Without getting bogged down in the computer programmer details of it: we find the highest-scoring set of gear that favors the preferred azerite trait and/or stat without being dumb. By “being dumb” I mean that we won’t put on an azerite item that is 60 item levels lower just to pick up an azerite trait. We use some heuristics to keep it reasonable. Same idea with stats — if your only ring with your favored stat is significantly lower item level than your best one, we won’t use it.
There is no single “right” answer for these rules of thumb — you are making a trade off between score and how much of the trait/stat you want to get. “Score” is a pretty objective measure. “How much I like Critical Strike” though… can’t really be measured objectively. That said, we think that we’re using a pretty reasonable threshold. If you see any cases where you feel it should be going more or less aggressively for your preferences, please tell us!
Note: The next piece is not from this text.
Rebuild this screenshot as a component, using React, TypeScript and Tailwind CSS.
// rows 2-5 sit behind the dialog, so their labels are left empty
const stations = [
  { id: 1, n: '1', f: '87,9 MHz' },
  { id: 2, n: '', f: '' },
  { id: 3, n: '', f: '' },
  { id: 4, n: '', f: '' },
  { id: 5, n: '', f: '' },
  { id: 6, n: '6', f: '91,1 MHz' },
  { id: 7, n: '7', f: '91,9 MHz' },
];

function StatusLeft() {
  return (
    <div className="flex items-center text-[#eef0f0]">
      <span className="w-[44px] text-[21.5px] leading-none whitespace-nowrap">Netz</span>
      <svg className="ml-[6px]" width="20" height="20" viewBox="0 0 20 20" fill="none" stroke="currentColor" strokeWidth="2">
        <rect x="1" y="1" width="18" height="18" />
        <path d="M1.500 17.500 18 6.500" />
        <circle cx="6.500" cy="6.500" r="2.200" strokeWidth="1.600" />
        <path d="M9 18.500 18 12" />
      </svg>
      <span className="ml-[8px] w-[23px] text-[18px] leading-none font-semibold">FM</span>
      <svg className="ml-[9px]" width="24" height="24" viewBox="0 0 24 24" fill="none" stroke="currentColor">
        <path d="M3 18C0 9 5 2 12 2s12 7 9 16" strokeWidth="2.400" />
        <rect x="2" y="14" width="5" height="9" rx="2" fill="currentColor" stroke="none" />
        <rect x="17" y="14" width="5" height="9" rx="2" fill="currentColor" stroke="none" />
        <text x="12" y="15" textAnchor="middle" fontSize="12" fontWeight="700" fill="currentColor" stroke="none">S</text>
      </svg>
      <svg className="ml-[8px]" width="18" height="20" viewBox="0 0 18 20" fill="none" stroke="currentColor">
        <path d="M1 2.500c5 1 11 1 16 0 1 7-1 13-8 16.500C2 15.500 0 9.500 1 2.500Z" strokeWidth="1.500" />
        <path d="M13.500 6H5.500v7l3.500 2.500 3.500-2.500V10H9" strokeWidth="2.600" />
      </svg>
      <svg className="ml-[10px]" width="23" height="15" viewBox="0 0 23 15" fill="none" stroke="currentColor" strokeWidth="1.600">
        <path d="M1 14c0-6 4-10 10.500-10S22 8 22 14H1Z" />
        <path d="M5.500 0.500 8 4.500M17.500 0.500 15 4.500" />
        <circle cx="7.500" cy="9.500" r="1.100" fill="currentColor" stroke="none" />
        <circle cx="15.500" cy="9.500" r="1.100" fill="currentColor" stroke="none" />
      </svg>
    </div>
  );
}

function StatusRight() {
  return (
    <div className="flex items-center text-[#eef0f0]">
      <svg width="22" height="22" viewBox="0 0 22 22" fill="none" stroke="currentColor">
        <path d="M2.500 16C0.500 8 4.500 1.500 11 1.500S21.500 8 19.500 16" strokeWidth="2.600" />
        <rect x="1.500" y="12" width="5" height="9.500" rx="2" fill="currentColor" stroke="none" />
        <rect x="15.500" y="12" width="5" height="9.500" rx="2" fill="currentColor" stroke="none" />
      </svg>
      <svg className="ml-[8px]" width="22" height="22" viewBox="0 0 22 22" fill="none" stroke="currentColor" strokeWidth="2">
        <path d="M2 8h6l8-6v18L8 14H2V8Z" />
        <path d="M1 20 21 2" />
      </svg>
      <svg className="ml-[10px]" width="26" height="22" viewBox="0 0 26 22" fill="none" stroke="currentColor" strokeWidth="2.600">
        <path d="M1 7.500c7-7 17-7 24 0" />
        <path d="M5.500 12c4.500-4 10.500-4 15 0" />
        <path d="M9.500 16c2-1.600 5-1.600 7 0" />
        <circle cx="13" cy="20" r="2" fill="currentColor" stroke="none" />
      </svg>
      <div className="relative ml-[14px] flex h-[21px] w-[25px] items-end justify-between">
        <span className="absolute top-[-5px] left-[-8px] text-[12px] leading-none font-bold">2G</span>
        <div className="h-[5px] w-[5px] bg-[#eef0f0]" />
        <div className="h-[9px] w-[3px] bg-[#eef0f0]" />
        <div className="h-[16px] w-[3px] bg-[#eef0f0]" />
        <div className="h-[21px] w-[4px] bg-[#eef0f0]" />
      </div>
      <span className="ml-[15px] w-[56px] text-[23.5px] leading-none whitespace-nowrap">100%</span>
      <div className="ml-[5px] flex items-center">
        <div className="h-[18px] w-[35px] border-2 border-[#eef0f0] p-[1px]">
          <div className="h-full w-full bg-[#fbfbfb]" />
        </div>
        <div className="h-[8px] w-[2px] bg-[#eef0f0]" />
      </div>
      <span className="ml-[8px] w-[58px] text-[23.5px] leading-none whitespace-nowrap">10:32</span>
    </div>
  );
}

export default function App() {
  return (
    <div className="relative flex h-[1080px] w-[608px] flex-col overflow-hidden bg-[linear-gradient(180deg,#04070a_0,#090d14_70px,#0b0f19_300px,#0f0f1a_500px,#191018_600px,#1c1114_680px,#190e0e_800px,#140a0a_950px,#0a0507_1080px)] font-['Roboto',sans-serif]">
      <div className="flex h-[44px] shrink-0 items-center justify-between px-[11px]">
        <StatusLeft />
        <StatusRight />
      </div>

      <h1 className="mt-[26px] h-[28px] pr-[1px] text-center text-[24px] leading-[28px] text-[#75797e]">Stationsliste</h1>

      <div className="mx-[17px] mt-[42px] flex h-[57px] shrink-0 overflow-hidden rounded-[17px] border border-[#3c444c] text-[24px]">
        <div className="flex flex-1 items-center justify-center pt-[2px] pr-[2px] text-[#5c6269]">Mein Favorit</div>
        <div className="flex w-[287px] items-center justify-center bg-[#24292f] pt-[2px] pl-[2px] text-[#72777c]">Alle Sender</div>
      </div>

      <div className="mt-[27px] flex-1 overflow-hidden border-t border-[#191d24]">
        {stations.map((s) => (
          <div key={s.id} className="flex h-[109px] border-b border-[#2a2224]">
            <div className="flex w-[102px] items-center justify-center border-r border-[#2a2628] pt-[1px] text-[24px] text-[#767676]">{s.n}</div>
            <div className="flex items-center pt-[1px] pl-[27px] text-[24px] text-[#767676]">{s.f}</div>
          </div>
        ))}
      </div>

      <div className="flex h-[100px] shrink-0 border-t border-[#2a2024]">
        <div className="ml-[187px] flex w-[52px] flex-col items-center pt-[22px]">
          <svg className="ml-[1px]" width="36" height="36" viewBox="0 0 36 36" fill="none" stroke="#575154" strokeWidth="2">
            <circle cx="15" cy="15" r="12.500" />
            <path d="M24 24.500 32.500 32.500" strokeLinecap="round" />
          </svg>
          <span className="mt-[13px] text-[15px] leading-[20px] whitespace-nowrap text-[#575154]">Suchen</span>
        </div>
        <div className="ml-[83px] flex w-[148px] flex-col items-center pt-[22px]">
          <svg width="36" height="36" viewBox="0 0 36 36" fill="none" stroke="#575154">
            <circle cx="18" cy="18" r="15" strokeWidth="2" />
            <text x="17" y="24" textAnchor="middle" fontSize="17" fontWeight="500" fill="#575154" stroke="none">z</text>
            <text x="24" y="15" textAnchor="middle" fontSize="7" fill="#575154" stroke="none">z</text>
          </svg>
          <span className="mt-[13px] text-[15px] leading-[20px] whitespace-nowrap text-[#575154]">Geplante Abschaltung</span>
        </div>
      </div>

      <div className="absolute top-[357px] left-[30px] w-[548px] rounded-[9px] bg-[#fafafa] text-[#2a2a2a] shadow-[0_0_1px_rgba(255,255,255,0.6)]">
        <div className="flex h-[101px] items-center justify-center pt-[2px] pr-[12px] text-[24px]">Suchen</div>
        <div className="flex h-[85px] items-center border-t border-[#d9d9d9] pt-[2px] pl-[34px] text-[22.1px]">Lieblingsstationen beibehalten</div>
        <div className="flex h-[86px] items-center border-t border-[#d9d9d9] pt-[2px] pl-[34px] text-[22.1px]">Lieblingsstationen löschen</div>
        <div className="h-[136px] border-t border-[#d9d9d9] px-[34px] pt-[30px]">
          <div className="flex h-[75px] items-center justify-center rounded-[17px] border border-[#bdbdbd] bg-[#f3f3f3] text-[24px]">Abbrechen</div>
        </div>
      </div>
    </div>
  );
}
There Can Be More Than One
Besides being super convenient, a major goal with this customization feature is to dispel the myth that there is only one way to gear in World of Warcraft. This is a topic that warrants a longer discussion, but here’s the short version: for most specs, you could heavily favor completely different stats, or use completely different azerite powers, and still perform at the highest level — both on paper and in the real game. This has been proven both in-game (via combat logs, etc.) and out of the game (via simulators, calculations, etc.).
It is challenging to present multiple choices to people in a clear way, and in a way that quantifies just how much damage/healing/toughness you might be trading off to get your preferences. But it is a challenge that we think is important to tackle. The game is just more fun if you have more choices, and can confidently make those choices.